Data segment |
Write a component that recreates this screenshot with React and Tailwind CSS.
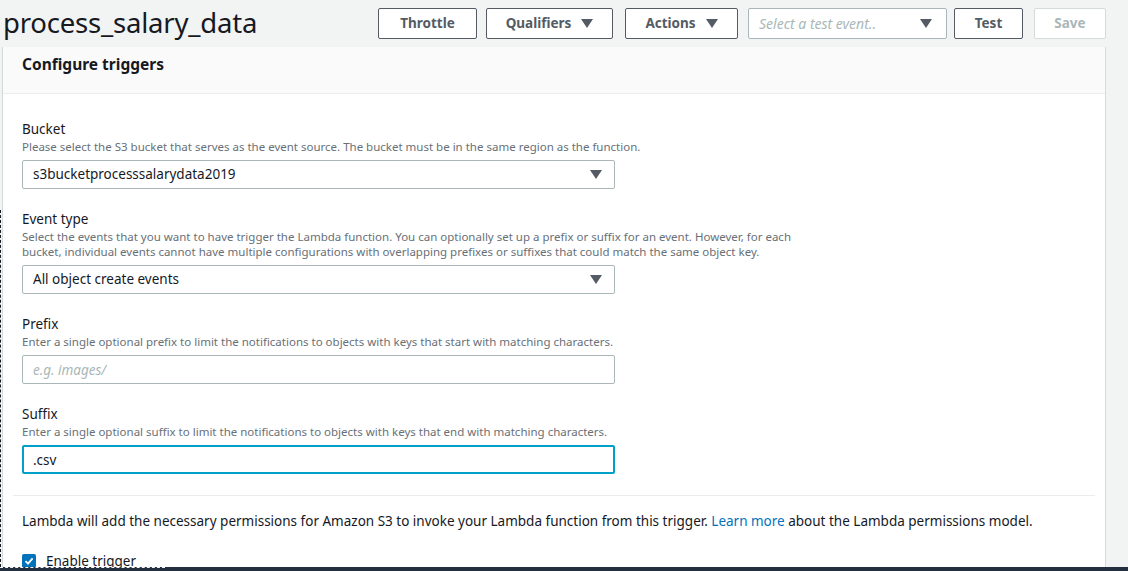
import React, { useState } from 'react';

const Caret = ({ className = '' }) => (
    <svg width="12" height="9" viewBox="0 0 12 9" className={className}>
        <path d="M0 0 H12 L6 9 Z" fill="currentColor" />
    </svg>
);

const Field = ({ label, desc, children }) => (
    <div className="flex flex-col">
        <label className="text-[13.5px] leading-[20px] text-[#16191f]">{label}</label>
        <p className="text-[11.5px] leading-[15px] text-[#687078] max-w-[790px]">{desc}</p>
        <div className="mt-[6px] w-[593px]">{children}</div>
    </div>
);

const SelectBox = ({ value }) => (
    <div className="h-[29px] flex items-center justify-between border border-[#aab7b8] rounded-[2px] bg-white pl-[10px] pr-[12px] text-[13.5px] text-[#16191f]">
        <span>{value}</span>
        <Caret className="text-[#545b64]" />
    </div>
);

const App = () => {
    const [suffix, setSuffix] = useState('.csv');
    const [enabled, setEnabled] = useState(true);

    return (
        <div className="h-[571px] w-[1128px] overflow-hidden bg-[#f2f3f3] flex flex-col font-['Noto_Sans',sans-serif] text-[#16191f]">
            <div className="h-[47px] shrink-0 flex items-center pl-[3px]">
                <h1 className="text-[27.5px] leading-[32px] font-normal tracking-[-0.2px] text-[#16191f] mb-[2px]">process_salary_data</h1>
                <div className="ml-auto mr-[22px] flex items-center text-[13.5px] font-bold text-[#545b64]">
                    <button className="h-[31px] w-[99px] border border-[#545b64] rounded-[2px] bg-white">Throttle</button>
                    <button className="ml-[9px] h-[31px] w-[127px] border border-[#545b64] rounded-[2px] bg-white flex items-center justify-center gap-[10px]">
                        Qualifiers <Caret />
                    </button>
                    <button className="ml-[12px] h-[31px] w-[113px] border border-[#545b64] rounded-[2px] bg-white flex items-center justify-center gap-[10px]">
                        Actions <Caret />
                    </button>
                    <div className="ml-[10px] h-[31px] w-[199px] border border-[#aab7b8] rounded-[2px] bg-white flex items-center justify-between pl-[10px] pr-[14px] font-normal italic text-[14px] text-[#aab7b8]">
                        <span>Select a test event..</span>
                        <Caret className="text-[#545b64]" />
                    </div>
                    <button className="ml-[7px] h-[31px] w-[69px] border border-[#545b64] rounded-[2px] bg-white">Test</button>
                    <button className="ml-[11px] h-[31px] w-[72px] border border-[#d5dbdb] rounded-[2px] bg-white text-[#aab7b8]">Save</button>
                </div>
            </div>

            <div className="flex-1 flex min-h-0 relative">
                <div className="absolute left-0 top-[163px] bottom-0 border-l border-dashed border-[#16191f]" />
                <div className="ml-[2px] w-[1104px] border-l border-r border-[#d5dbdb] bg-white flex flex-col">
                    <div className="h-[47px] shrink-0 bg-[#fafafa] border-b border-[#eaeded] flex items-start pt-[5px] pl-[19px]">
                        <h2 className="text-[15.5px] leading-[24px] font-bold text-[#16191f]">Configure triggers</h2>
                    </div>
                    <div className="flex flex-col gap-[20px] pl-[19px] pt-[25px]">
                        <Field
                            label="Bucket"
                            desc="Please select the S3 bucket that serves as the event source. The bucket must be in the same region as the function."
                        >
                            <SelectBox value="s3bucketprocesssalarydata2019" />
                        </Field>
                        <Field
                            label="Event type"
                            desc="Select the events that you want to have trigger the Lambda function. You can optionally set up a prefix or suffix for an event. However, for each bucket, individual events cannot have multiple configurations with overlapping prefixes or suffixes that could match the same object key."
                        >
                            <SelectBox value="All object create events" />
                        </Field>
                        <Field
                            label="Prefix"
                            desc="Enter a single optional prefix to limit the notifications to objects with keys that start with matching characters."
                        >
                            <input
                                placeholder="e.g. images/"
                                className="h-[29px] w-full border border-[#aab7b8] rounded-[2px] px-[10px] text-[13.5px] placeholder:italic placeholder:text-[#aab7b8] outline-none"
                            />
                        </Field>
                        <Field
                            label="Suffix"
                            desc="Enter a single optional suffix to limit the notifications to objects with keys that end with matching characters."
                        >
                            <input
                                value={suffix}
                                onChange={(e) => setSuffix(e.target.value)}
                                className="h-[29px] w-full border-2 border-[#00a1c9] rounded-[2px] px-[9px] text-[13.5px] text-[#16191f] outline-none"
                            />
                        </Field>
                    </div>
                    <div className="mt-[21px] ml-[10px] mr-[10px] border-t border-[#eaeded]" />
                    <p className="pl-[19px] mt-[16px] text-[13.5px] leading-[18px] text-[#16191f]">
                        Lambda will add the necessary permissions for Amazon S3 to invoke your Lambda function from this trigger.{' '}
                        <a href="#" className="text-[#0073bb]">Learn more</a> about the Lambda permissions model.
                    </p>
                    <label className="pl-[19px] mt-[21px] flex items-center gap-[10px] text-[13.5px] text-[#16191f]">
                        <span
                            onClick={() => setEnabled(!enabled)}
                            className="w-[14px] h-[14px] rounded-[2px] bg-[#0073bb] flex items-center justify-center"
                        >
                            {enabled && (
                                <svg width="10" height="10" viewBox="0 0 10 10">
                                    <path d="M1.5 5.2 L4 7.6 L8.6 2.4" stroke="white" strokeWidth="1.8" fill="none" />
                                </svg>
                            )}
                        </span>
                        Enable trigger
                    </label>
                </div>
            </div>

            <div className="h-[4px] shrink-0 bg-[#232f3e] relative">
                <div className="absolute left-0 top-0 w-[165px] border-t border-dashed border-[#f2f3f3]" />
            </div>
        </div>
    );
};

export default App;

What you need to do | Each line of the data is to be duplicated exactly; pictures stay out of the copy.

Result |
Write a component that recreates this screenshot with React and Tailwind CSS.
import React, { useState } from 'react';

const Caret = ({ className = '' }) => (
    <svg width="12" height="9" viewBox="0 0 12 9" className={className}>
        <path d="M0 0 H12 L6 9 Z" fill="currentColor" />
    </svg>
);

const Field = ({ label, desc, children }) => (
    <div className="flex flex-col">
        <label className="text-[13.5px] leading-[20px] text-[#16191f]">{label}</label>
        <p className="text-[11.5px] leading-[15px] text-[#687078] max-w-[790px]">{desc}</p>
        <div className="mt-[6px] w-[593px]">{children}</div>
    </div>
);

const SelectBox = ({ value }) => (
    <div className="h-[29px] flex items-center justify-between border border-[#aab7b8] rounded-[2px] bg-white pl-[10px] pr-[12px] text-[13.5px] text-[#16191f]">
        <span>{value}</span>
        <Caret className="text-[#545b64]" />
    </div>
);

const App = () => {
    const [suffix, setSuffix] = useState('.csv');
    const [enabled, setEnabled] = useState(true);

    return (
        <div className="h-[571px] w-[1128px] overflow-hidden bg-[#f2f3f3] flex flex-col font-['Noto_Sans',sans-serif] text-[#16191f]">
            <div className="h-[47px] shrink-0 flex items-center pl-[3px]">
                <h1 className="text-[27.5px] leading-[32px] font-normal tracking-[-0.2px] text-[#16191f] mb-[2px]">process_salary_data</h1>
                <div className="ml-auto mr-[22px] flex items-center text-[13.5px] font-bold text-[#545b64]">
                    <button className="h-[31px] w-[99px] border border-[#545b64] rounded-[2px] bg-white">Throttle</button>
                    <button className="ml-[9px] h-[31px] w-[127px] border border-[#545b64] rounded-[2px] bg-white flex items-center justify-center gap-[10px]">
                        Qualifiers <Caret />
                    </button>
                    <button className="ml-[12px] h-[31px] w-[113px] border border-[#545b64] rounded-[2px] bg-white flex items-center justify-center gap-[10px]">
                        Actions <Caret />
                    </button>
                    <div className="ml-[10px] h-[31px] w-[199px] border border-[#aab7b8] rounded-[2px] bg-white flex items-center justify-between pl-[10px] pr-[14px] font-normal italic text-[14px] text-[#aab7b8]">
                        <span>Select a test event..</span>
                        <Caret className="text-[#545b64]" />
                    </div>
                    <button className="ml-[7px] h-[31px] w-[69px] border border-[#545b64] rounded-[2px] bg-white">Test</button>
                    <button className="ml-[11px] h-[31px] w-[72px] border border-[#d5dbdb] rounded-[2px] bg-white text-[#aab7b8]">Save</button>
                </div>
            </div>

            <div className="flex-1 flex min-h-0 relative">
                <div className="absolute left-0 top-[163px] bottom-0 border-l border-dashed border-[#16191f]" />
                <div className="ml-[2px] w-[1104px] border-l border-r border-[#d5dbdb] bg-white flex flex-col">
                    <div className="h-[47px] shrink-0 bg-[#fafafa] border-b border-[#eaeded] flex items-start pt-[5px] pl-[19px]">
                        <h2 className="text-[15.5px] leading-[24px] font-bold text-[#16191f]">Configure triggers</h2>
                    </div>
                    <div className="flex flex-col gap-[20px] pl-[19px] pt-[25px]">
                        <Field
                            label="Bucket"
                            desc="Please select the S3 bucket that serves as the event source. The bucket must be in the same region as the function."
                        >
                            <SelectBox value="s3bucketprocesssalarydata2019" />
                        </Field>
                        <Field
                            label="Event type"
                            desc="Select the events that you want to have trigger the Lambda function. You can optionally set up a prefix or suffix for an event. However, for each bucket, individual events cannot have multiple configurations with overlapping prefixes or suffixes that could match the same object key."
                        >
                            <SelectBox value="All object create events" />
                        </Field>
                        <Field
                            label="Prefix"
                            desc="Enter a single optional prefix to limit the notifications to objects with keys that start with matching characters."
                        >
                            <input
                                placeholder="e.g. images/"
                                className="h-[29px] w-full border border-[#aab7b8] rounded-[2px] px-[10px] text-[13.5px] placeholder:italic placeholder:text-[#aab7b8] outline-none"
                            />
                        </Field>
                        <Field
                            label="Suffix"
                            desc="Enter a single optional suffix to limit the notifications to objects with keys that end with matching characters."
                        >
                            <input
                                value={suffix}
                                onChange={(e) => setSuffix(e.target.value)}
                                className="h-[29px] w-full border-2 border-[#00a1c9] rounded-[2px] px-[9px] text-[13.5px] text-[#16191f] outline-none"
                            />
                        </Field>
                    </div>
                    <div className="mt-[21px] ml-[10px] mr-[10px] border-t border-[#eaeded]" />
                    <p className="pl-[19px] mt-[16px] text-[13.5px] leading-[18px] text-[#16191f]">
                        Lambda will add the necessary permissions for Amazon S3 to invoke your Lambda function from this trigger.{' '}
                        <a href="#" className="text-[#0073bb]">Learn more</a> about the Lambda permissions model.
                    </p>
                    <label className="pl-[19px] mt-[21px] flex items-center gap-[10px] text-[13.5px] text-[#16191f]">
                        <span
                            onClick={() => setEnabled(!enabled)}
                            className="w-[14px] h-[14px] rounded-[2px] bg-[#0073bb] flex items-center justify-center"
                        >
                            {enabled && (
                                <svg width="10" height="10" viewBox="0 0 10 10">
                                    <path d="M1.5 5.2 L4 7.6 L8.6 2.4" stroke="white" strokeWidth="1.8" fill="none" />
                                </svg>
                            )}
                        </span>
                        Enable trigger
                    </label>
                </div>
            </div>

            <div className="h-[4px] shrink-0 bg-[#232f3e] relative">
                <div className="absolute left-0 top-0 w-[165px] border-t border-dashed border-[#f2f3f3]" />
            </div>
        </div>
    );
};

export default App;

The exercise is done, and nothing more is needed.